Sebab, tinggi hilal di atas dua derajat menurut semua sistem hisab. Baik tadqiqi, tahqiqi maupun hisab taqribi.
“Tahun ini awal puasa Muhammadiyah, NU dan pemerintah Kemenag RI serempak 27 Mei,” terangnya.
Tak cuma potensi puasa pertama, umat muslim di Indonesia kemungkinan besar juga akan Lebaran berbarengan. Hal itu dikatakan Kepala Lapan dan Peneliti Utama IVe (Profesor Riset) Astronomi dan Astrofisika, Thomas Djamaluddin, melalui catatan di blog pribadinya, Senin 22 Mei 2017. Menurutnya, kriteria hisab (perhitungan astronomis) yang digunakan pemerintah dan dua ormas besar (NU dan Muhammadiyah) adalah imkan rukyat (kemungkinan teramatinya hilal) dua derajat dan wujudul hilal (tinggi hilal positif).
Analisis paling cepat awal bulan Ramadan, Syawal, dan Dzulhijjah katanya, adalah dengan analisis garis tanggal berbasis kriteria tersebut. Garis tanggal Ramadan menunjukkan bahwa secara hisab awal Ramadan 1438 H akan seragam jatuh pada 27 Mei 2017.
Potensi seragam juga akan terjadi pada penentuan 1 Syawal (Idul Fitri) dan 10 Dzulhijjah (Idul Adha). Garis tanggal awal Syawal pada saat matahari terbenam 24 Juni 2017 menunjukkan bahwa Indonesia berada di sebelah barat (kiri) garis tanggal Wujudul Hilal dan imkan rukyat dua derajat. Jadi disimpulkan, secara hisab awal Syawal (Idul Fitri) jatuh pada 25 Juni 2017 menurut dua kriteria tersebut.
Keseragaman juga terjadi pada penentuan awal Dzulhijjah 1438 H. Awal Dzulhijjah jatuh pada 23 Agustus 2017, sehingga Idul Adha (10 Dzulhijjah) 1438 H jatuh pada 1 September 2017. “Keseragaman seperti itu untuk Ramadan akan terjadi sampai 1442 H atau 2021 Masehi. Demikian juga keseragaman Syawal dan Dzulhijjah akan terjadi sampai 1443H/2022M,” tulisnya.

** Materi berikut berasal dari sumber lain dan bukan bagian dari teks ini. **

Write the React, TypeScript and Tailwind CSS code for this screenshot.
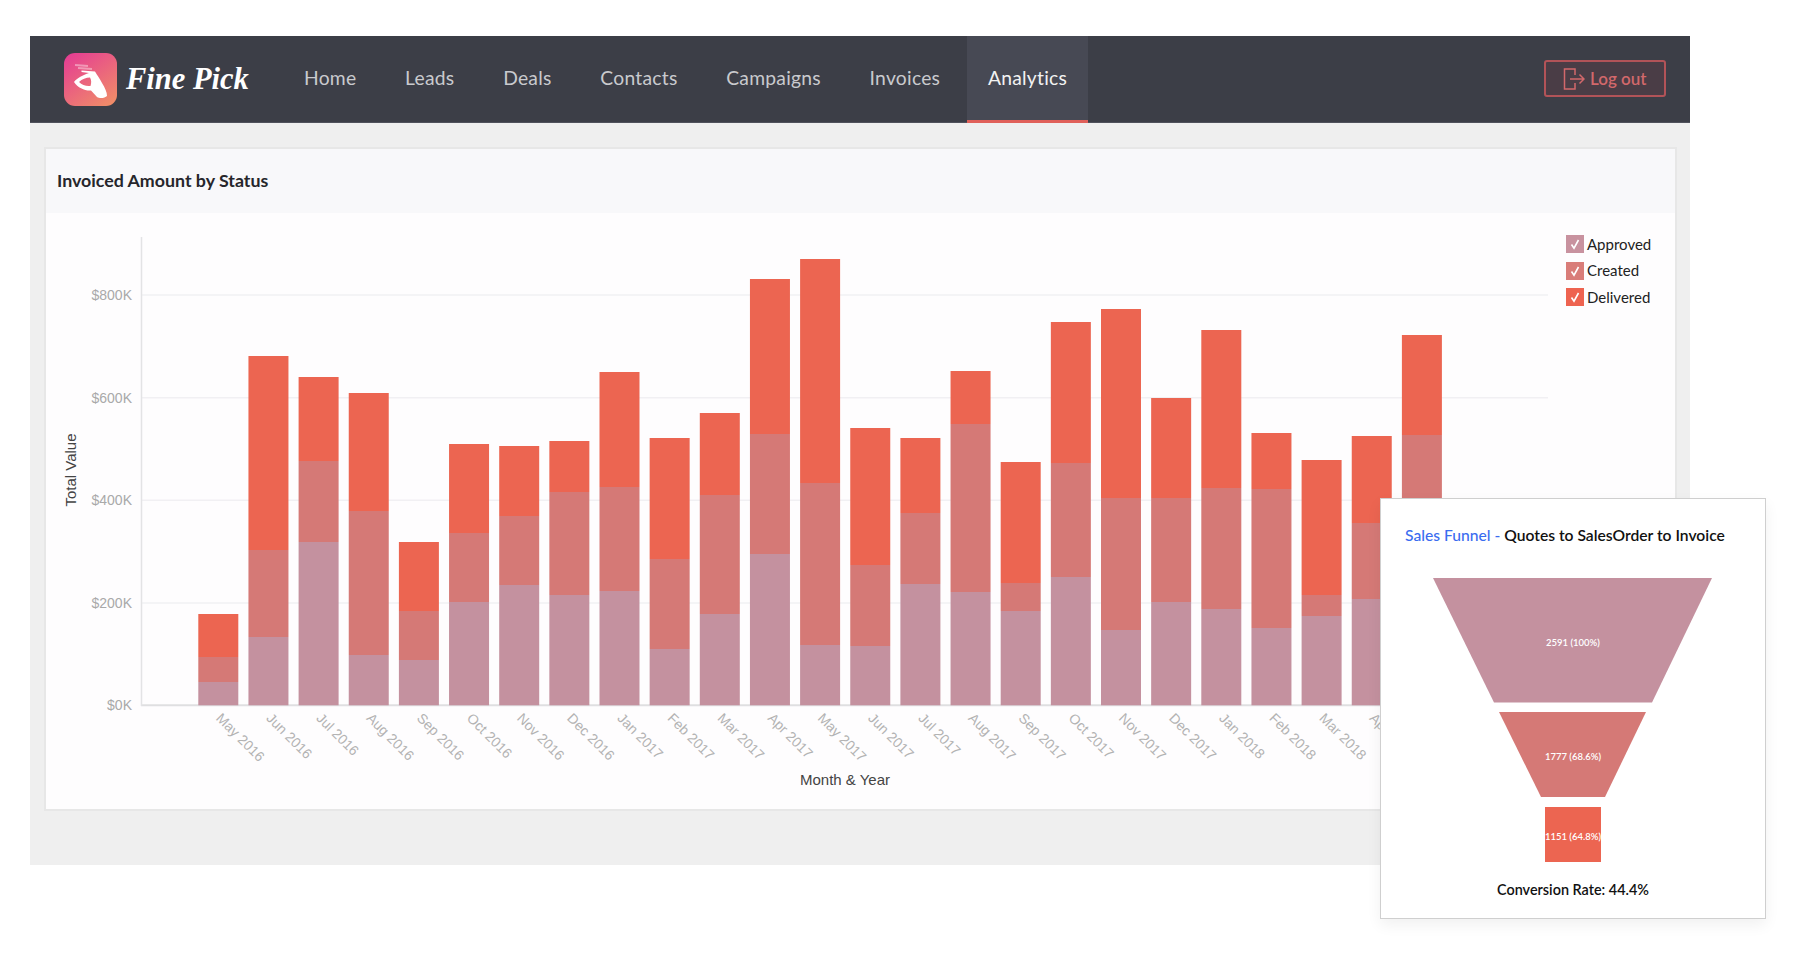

Meski diprediksi serentak pada 27 Mei mendatang, penetapan awal Ramadan digelar setelah sidang isbat. Keputusan hari pertama puasa itu akan diumumkan Menteri Agama, Lukman Hakim, Jumat (26/5) hari ini.
Sesuai jadwal, pelaksanaannya akan dimulai pukul 17:00 WIB. Sidang ini tidak hanya dihadiri ahli falak ormas-ormas Islam, tetapi juga berbagai lembaga penelitian seperti BMKG dan Lapan.
Seperti sidang isbat menjelang Ramadan tahun-tahun sebelumnya, sidang kali ini akan digunakan untuk menentukan kapankah awal puasa, apakah jatuh pada Sabtu (27/5) atau sehari setelahnya. Penentuan didasarkan pada posisi bulan, sudah di atas ufuk sebagai tanda bulan baru, ataukah belum.
Dalam sidang isbat sendiri, akan ada banyak elemen yang hadir. Selain Tim Hisab dan Rukyat Kementerian Agama, juga ada ahli falak ormas-ormas Islam, duta besar negara-negara sahabat, Majelis Ulama Indonesia (MUI), Badan Meteorologi, Klimatologi dan Geofisika (BMKG), Badan Informasi Geospasial (BIG), Lembaga Penerbangan dan Antariksa Nasional (Lapan), hingga Ketua Komisi VIII DPR RI.
Plt Dirjen Bimas Islam Kamaruddin Amin menyebutkan, ada harapan besar bahwa hasil sidang isbat tahun ini dapat dilaksanakan bersama oleh seluruh umat Islam Indonesia dari berbagai organisasi. Adapun sidang isbat sendiri berjalan tertutup. Barulah hasilnya disampaikan secara terbuka via konferensi pers kala sidang berakhir.
“Sidang isbat merupakan wujud kebersamaan Kementerian Agama selaku pemerintah dengan Ormas Islam dan instansi terkait dalam mengambil keputusan, yang hasilnya diharapkan dapat dilaksanakan bersama,” tutur Kamaruddin.